Problem statement:
All of the lines below are to be printed again exactly; images are excluded from the output.

==*==

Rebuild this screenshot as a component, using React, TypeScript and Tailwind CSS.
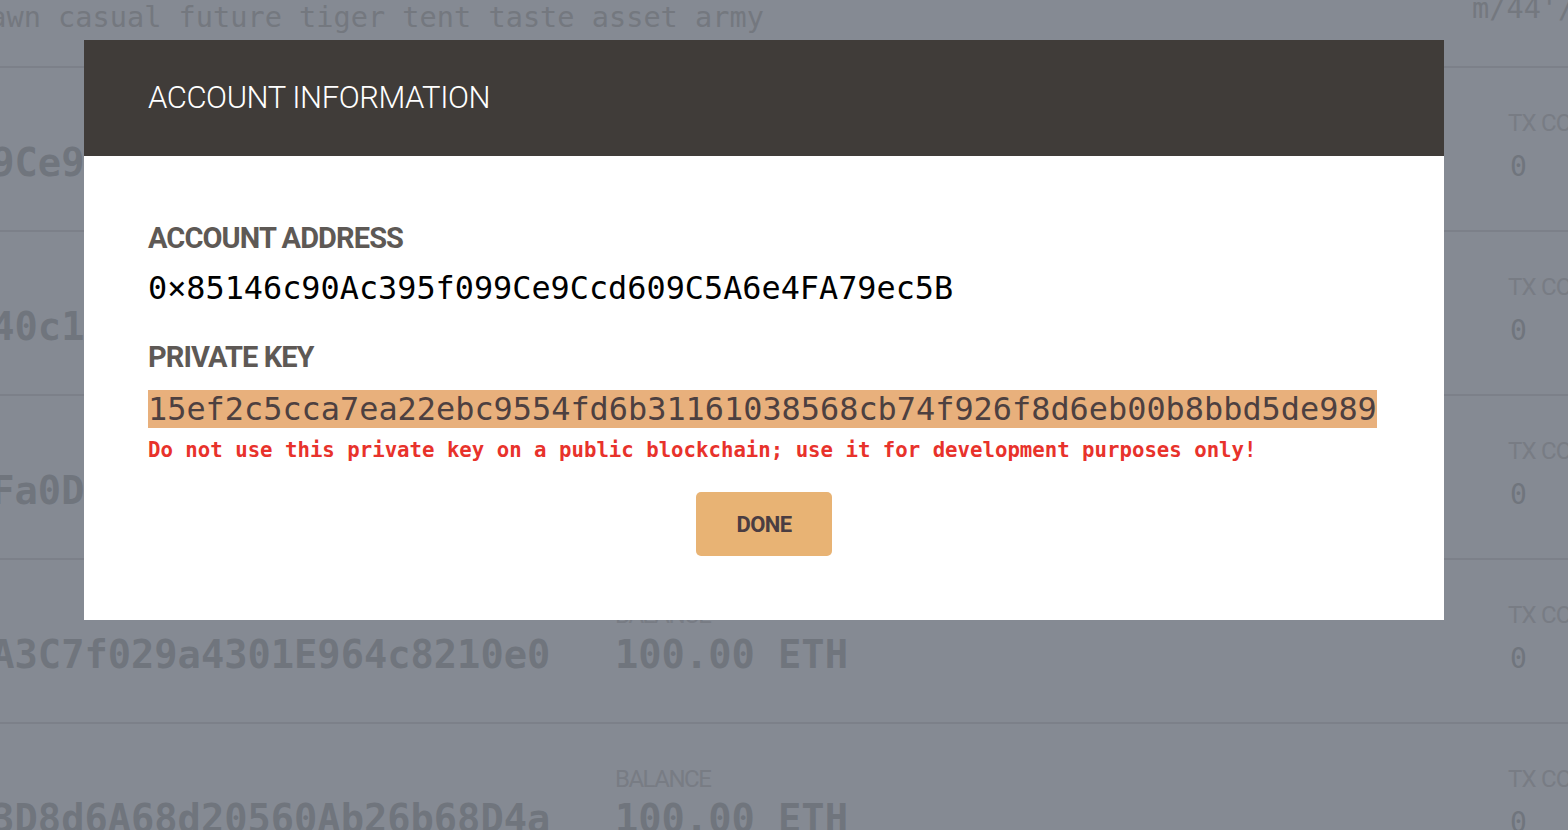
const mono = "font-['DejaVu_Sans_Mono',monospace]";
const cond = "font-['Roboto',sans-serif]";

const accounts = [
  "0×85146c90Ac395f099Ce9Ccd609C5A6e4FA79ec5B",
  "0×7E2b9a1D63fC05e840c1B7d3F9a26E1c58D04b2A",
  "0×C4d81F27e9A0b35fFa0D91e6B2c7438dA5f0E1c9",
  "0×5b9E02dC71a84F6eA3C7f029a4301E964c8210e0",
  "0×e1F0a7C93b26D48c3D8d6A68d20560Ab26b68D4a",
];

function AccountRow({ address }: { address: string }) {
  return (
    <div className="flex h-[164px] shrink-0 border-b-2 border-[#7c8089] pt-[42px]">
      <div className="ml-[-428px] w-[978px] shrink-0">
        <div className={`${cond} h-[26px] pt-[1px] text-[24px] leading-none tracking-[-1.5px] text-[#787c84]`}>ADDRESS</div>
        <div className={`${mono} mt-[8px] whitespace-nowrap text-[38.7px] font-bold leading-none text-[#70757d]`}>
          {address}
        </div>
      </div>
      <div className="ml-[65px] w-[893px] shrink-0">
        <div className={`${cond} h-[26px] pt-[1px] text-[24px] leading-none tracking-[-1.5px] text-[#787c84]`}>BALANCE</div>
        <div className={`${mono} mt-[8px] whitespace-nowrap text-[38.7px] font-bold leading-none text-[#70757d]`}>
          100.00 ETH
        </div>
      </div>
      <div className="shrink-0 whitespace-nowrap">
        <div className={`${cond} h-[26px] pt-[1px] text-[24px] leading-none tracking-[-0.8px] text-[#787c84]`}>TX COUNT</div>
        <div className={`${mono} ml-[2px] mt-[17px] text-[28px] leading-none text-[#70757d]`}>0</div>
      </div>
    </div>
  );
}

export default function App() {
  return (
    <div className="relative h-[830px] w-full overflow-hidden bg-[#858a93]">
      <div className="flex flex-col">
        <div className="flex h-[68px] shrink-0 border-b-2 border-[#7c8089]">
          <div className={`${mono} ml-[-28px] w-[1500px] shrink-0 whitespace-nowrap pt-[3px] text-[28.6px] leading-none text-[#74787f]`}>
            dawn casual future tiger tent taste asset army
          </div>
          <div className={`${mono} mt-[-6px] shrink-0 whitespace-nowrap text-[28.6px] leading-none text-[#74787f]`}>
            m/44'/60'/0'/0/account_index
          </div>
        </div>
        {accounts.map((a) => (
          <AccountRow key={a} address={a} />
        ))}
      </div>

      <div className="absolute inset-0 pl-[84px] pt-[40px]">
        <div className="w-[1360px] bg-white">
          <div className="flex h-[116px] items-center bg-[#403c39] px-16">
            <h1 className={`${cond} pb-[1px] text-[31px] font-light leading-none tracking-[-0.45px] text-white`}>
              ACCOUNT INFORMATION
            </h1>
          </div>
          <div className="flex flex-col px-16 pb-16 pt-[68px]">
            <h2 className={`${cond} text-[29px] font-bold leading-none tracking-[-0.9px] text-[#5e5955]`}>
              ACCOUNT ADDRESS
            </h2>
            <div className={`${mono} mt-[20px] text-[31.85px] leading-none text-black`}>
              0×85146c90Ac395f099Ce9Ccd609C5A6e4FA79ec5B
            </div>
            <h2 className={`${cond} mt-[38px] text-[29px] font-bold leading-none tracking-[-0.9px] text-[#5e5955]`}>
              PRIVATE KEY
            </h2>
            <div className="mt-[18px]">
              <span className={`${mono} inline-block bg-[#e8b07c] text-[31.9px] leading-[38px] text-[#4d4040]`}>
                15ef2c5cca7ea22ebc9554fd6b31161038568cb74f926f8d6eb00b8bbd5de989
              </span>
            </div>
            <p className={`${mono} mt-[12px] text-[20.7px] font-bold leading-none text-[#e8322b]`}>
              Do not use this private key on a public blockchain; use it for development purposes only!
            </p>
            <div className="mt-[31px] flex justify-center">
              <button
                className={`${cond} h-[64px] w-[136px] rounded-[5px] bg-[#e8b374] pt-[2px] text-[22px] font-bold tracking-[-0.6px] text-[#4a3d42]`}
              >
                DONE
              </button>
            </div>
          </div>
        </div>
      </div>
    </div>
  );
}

==*==

Reply to the task:
Rebuild this screenshot as a component, using React, TypeScript and Tailwind CSS.
const mono = "font-['DejaVu_Sans_Mono',monospace]";
const cond = "font-['Roboto',sans-serif]";

const accounts = [
  "0×85146c90Ac395f099Ce9Ccd609C5A6e4FA79ec5B",
  "0×7E2b9a1D63fC05e840c1B7d3F9a26E1c58D04b2A",
  "0×C4d81F27e9A0b35fFa0D91e6B2c7438dA5f0E1c9",
  "0×5b9E02dC71a84F6eA3C7f029a4301E964c8210e0",
  "0×e1F0a7C93b26D48c3D8d6A68d20560Ab26b68D4a",
];

function AccountRow({ address }: { address: string }) {
  return (
    <div className="flex h-[164px] shrink-0 border-b-2 border-[#7c8089] pt-[42px]">
      <div className="ml-[-428px] w-[978px] shrink-0">
        <div className={`${cond} h-[26px] pt-[1px] text-[24px] leading-none tracking-[-1.5px] text-[#787c84]`}>ADDRESS</div>
        <div className={`${mono} mt-[8px] whitespace-nowrap text-[38.7px] font-bold leading-none text-[#70757d]`}>
          {address}
        </div>
      </div>
      <div className="ml-[65px] w-[893px] shrink-0">
        <div className={`${cond} h-[26px] pt-[1px] text-[24px] leading-none tracking-[-1.5px] text-[#787c84]`}>BALANCE</div>
        <div className={`${mono} mt-[8px] whitespace-nowrap text-[38.7px] font-bold leading-none text-[#70757d]`}>
          100.00 ETH
        </div>
      </div>
      <div className="shrink-0 whitespace-nowrap">
        <div className={`${cond} h-[26px] pt-[1px] text-[24px] leading-none tracking-[-0.8px] text-[#787c84]`}>TX COUNT</div>
        <div className={`${mono} ml-[2px] mt-[17px] text-[28px] leading-none text-[#70757d]`}>0</div>
      </div>
    </div>
  );
}

export default function App() {
  return (
    <div className="relative h-[830px] w-full overflow-hidden bg-[#858a93]">
      <div className="flex flex-col">
        <div className="flex h-[68px] shrink-0 border-b-2 border-[#7c8089]">
          <div className={`${mono} ml-[-28px] w-[1500px] shrink-0 whitespace-nowrap pt-[3px] text-[28.6px] leading-none text-[#74787f]`}>
            dawn casual future tiger tent taste asset army
          </div>
          <div className={`${mono} mt-[-6px] shrink-0 whitespace-nowrap text-[28.6px] leading-none text-[#74787f]`}>
            m/44'/60'/0'/0/account_index
          </div>
        </div>
        {accounts.map((a) => (
          <AccountRow key={a} address={a} />
        ))}
      </div>

      <div className="absolute inset-0 pl-[84px] pt-[40px]">
        <div className="w-[1360px] bg-white">
          <div className="flex h-[116px] items-center bg-[#403c39] px-16">
            <h1 className={`${cond} pb-[1px] text-[31px] font-light leading-none tracking-[-0.45px] text-white`}>
              ACCOUNT INFORMATION
            </h1>
          </div>
          <div className="flex flex-col px-16 pb-16 pt-[68px]">
            <h2 className={`${cond} text-[29px] font-bold leading-none tracking-[-0.9px] text-[#5e5955]`}>
              ACCOUNT ADDRESS
            </h2>
            <div className={`${mono} mt-[20px] text-[31.85px] leading-none text-black`}>
              0×85146c90Ac395f099Ce9Ccd609C5A6e4FA79ec5B
            </div>
            <h2 className={`${cond} mt-[38px] text-[29px] font-bold leading-none tracking-[-0.9px] text-[#5e5955]`}>
              PRIVATE KEY
            </h2>
            <div className="mt-[18px]">
              <span className={`${mono} inline-block bg-[#e8b07c] text-[31.9px] leading-[38px] text-[#4d4040]`}>
                15ef2c5cca7ea22ebc9554fd6b31161038568cb74f926f8d6eb00b8bbd5de989
              </span>
            </div>
            <p className={`${mono} mt-[12px] text-[20.7px] font-bold leading-none text-[#e8322b]`}>
              Do not use this private key on a public blockchain; use it for development purposes only!
            </p>
            <div className="mt-[31px] flex justify-center">
              <button
                className={`${cond} h-[64px] w-[136px] rounded-[5px] bg-[#e8b374] pt-[2px] text-[22px] font-bold tracking-[-0.6px] text-[#4a3d42]`}
              >
                DONE
              </button>
            </div>
          </div>
        </div>
      </div>
    </div>
  );
}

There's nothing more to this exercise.